People (Births)
- 1928 – Ulric Neisser, German-American psychologist, neuroscientist, and academic (d. 2012).
- 1949 – Robert Sternberg, American psychologist and academic.
Ulric Neisser
Ulric Richard Gustav Neisser (08 December 1928 to 17 February 2012) was a German-American psychologist, Cornell University professor, and member of the US National Academy of Sciences.

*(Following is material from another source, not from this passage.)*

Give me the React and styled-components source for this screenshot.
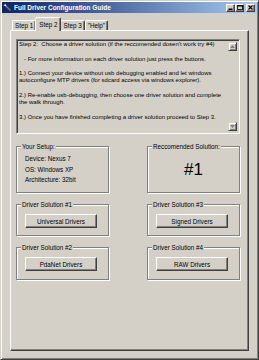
import React from 'react';
import styled, { createGlobalStyle } from 'styled-components';

const FACE = '#d4d0c8';

const Global = createGlobalStyle`
  html, body { margin: 0; padding: 0; background: ${FACE}; }
  body { font-family: "Liberation Sans", Arial, sans-serif; font-size: 6.3px; color: #000; }
  * { box-sizing: border-box; }
`;

const Window = styled.div`
  width: 259px;
  height: 360px;
  display: flex;
  flex-direction: column;
  background: ${FACE};
  border: 1px solid;
  border-color: ${FACE} #404040 #404040 ${FACE};
  box-shadow: inset 1px 1px 0 #fff, inset -1px -1px 0 #808080;
  padding: 1px;
`;

const TitleBar = styled.div`
  height: 11px;
  display: flex;
  align-items: center;
  padding: 0 2px 0 1px;
  background: linear-gradient(to right, #0a246a, #a6caf0);
  color: #fff;
`;

const TitleText = styled.span`
  font-weight: bold;
  font-size: 6.5px;
  margin-left: 2px;
  flex: 1;
  white-space: nowrap;
`;

const TitleButtons = styled.div`
  display: flex;
  align-items: center;
`;

const CaptionButton = styled.div`
  width: 9px;
  height: 8px;
  display: flex;
  align-items: center;
  justify-content: center;
  background: ${FACE};
  border: 1px solid;
  border-color: #fff #404040 #404040 #fff;
  box-shadow: inset -1px -1px 0 #808080;
  margin-left: ${p => (p.$gap ? '2px' : '0')};
`;

const Body = styled.div`
  flex: 1;
  display: flex;
  flex-direction: column;
  padding: 4px 8px 7px 8px;
`;

const TabRow = styled.div`
  height: 13px;
  display: flex;
  align-items: flex-end;
  padding-left: 2px;
`;

const Tab = styled.div`
  position: relative;
  height: ${p => (p.$active ? '14px' : '10px')};
  margin: ${p => (p.$active ? '0 -1px -1px -1px' : '0')};
  z-index: ${p => (p.$active ? 1 : 0)};
  padding: ${p => (p.$active ? '0 3px 1px' : '0 2px')};
  display: flex;
  align-items: center;
  background: ${FACE};
  border: 1px solid;
  border-bottom: none;
  border-color: #fff #404040 transparent #fff;
  box-shadow: inset -1px 0 0 #808080;
  border-radius: 2px 2px 0 0;
  white-space: nowrap;
`;

const Panel = styled.div`
  flex: 1;
  display: flex;
  flex-direction: column;
  border: 1px solid;
  border-color: #fff #404040 #404040 #fff;
  box-shadow: inset -1px -1px 0 #808080;
  padding: 8px 8px 0 5px;
`;

const TextBox = styled.div`
  height: 95px;
  display: flex;
  border: 1px solid;
  border-color: #808080 #fff #fff #808080;
  box-shadow: inset 1px 1px 0 #404040, inset -1px -1px 0 ${FACE};
  padding: 1px 2px 2px 2px;
`;

const TextContent = styled.div`
  flex: 1;
  font-size: 6px;
  line-height: 7.3px;
  white-space: pre;
  overflow: hidden;
`;

const ScrollBar = styled.div`
  width: 9px;
  display: flex;
  flex-direction: column;
  justify-content: space-between;
  padding-top: 1px;
`;

const ArrowButton = styled.div`
  width: 9px;
  height: 9px;
  display: flex;
  align-items: center;
  justify-content: center;
  background: ${FACE};
  border: 1px solid;
  border-color: ${FACE} #404040 #404040 ${FACE};
  box-shadow: inset 1px 1px 0 #fff, inset -1px -1px 0 #808080;
`;

const GroupGrid = styled.div`
  margin-top: 12px;
  display: grid;
  grid-template-columns: 93px 93px;
  grid-template-rows: 47px 32px 33px;
  justify-content: space-between;
  row-gap: 11px;
`;

const Group = styled.div`
  position: relative;
  border: 1px solid #808080;
  box-shadow: inset 1px 1px 0 #fff, 1px 1px 0 #fff;
  display: flex;
  flex-direction: column;
  padding: ${p => p.$pad || '0'};
  align-items: ${p => (p.$center ? 'center' : 'stretch')};
  justify-content: ${p => (p.$center ? 'center' : 'flex-start')};
`;

const Legend = styled.span`
  position: absolute;
  top: -4px;
  left: 4px;
  padding: 0 1px;
  line-height: 7px;
  background: ${FACE};
  white-space: nowrap;
`;

const InfoLine = styled.div`
  line-height: 10.5px;
  white-space: nowrap;
`;

const BigNumber = styled.div`
  font-size: 17px;
  line-height: 17px;
`;

const PushButton = styled.div`
  width: 72px;
  height: 14px;
  display: flex;
  align-items: center;
  justify-content: center;
  background: ${FACE};
  border: 1px solid;
  border-color: #fff #404040 #404040 #fff;
  box-shadow: inset -1px -1px 0 #808080;
  white-space: nowrap;
`;

const lines = [
  "Step 2:  Choose a driver solution (if the reccomended dosen't work try #4)",
  '',
  '   - For more information on each driver solution just press the buttons.',
  '',
  '1.) Connect your device without usb debugging enabled and let windows',
  'autoconfigure MTP drivers (for sdcard access via windows explorer).',
  '',
  '2.) Re-enable usb-debugging, then choose one driver solution and complete',
  'the walk through.',
  '',
  '3.) Once you have finished completing a driver solution proceed to Step 3.',
];

const AppIcon = () => (
  <svg width="9" height="9" viewBox="0 0 9 9">
    <path d="M1 1.5 L2.5 0.5 L3.5 2.5 L8 7 L7 8 L2.5 3.5 L0.5 2.5 Z" fill="#fff" stroke="#222" strokeWidth="0.6" />
    <path d="M3.2 3.2 L7.5 7.5" stroke="#555" strokeWidth="0.8" />
  </svg>
);

const Arrow = ({ up }) => (
  <svg width="5" height="3" viewBox="0 0 5 3">
    <path d={up ? 'M0 3 L2.5 0 L5 3 Z' : 'M0 0 L5 0 L2.5 3 Z'} fill="#808080" />
  </svg>
);

const DriverGroup = ({ title, label }) => (
  <Group $pad="9px 0 0 8px">
    <Legend>{title}</Legend>
    <PushButton>{label}</PushButton>
  </Group>
);

export default function App() {
  return (
    <>
      <Global />
      <Window>
        <TitleBar>
          <AppIcon />
          <TitleText>Full Driver Configuration Guide</TitleText>
          <TitleButtons>
            <CaptionButton>
              <svg width="5" height="5" viewBox="0 0 5 5"><rect x="0.5" y="3.5" width="4" height="1.5" fill="#000" /></svg>
            </CaptionButton>
            <CaptionButton>
              <svg width="6" height="5" viewBox="0 0 6 5"><rect x="0.5" y="0.5" width="5" height="4" fill="none" stroke="#000" strokeWidth="0.8" /><rect x="0.5" y="0.3" width="5" height="1.2" fill="#000" /></svg>
            </CaptionButton>
            <CaptionButton $gap>
              <svg width="5" height="5" viewBox="0 0 5 5"><path d="M0.5 0.5 L4.5 4.5 M4.5 0.5 L0.5 4.5" stroke="#000" strokeWidth="1.1" /></svg>
            </CaptionButton>
          </TitleButtons>
        </TitleBar>
        <Body>
          <TabRow>
            <Tab>Step 1</Tab>
            <Tab $active>Step 2</Tab>
            <Tab>Step 3</Tab>
            <Tab>"Help"</Tab>
          </TabRow>
          <Panel>
            <TextBox>
              <TextContent>{lines.join('\n')}</TextContent>
              <ScrollBar>
                <ArrowButton><Arrow up /></ArrowButton>
                <ArrowButton><Arrow /></ArrowButton>
              </ScrollBar>
            </TextBox>
            <GroupGrid>
              <Group $pad="7px 0 0 8px">
                <Legend>Your Setup:</Legend>
                <InfoLine>Device: Nexus 7</InfoLine>
                <InfoLine>OS: Windows XP</InfoLine>
                <InfoLine>Architecture: 32bit</InfoLine>
              </Group>
              <Group $center>
                <Legend>Reccomended Solution:</Legend>
                <BigNumber>#1</BigNumber>
              </Group>
              <DriverGroup title="Driver Solution #1" label="Universal Drivers" />
              <DriverGroup title="Driver Solution #3" label="Signed Drivers" />
              <DriverGroup title="Driver Solution #2" label="PdaNet Drivers" />
              <DriverGroup title="Driver Solution #4" label="RAW Drivers" />
            </GroupGrid>
          </Panel>
        </Body>
      </Window>
    </>
  );
}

He has been referred to as the “father of cognitive psychology”. Neisser researched and wrote about perception and memory. He posited that a person’s mental processes could be measured and subsequently analysed. In 1967, Neisser published Cognitive Psychology, which he later said was considered an attack on behaviourist psychological paradigms. Cognitive Psychology brought Neisser instant fame and recognition in the field of psychology. While Cognitive Psychology was considered unconventional, it was Neisser’s Cognition and Reality that contained some of his most controversial ideas. A main theme in Cognition and Reality is Neisser’s advocacy for experiments on perception occurring in natural (“ecologically valid”) settings. Neisser postulated that memory is, largely, reconstructed and not a snap shot of the moment. Neisser illustrated this during one of his highly publicised studies on people’s memories of the Challenger explosion. In his later career, he summed up current research on human intelligence and edited the first major scholarly monograph on the Flynn effect. A Review of General Psychology survey, published in 2002, ranked Neisser as the 32nd most cited psychologist of the 20th century.
Robert Sternberg
Robert J. Sternberg (born 08 December 1949) is an American psychologist and psychometrician. He is Professor of Human Development at Cornell University.
Sternberg has a BA from Yale University and a PhD from Stanford University, under advisor Gordon Bower. He holds thirteen honorary doctorates from two North American, one South American, one Asian, and nine European universities, and additionally holds an honorary professorship at the University of Heidelberg, in Germany. He is a Distinguished Associate of the Psychometrics Centre at the University of Cambridge.
Among his major contributions to psychology are the triarchic theory of intelligence and several influential theories related to creativity, wisdom, thinking styles, love, hate, and leadership. A Review of General Psychology survey, published in 2002, ranked Sternberg as the 60th most cited psychologist of the 20th century.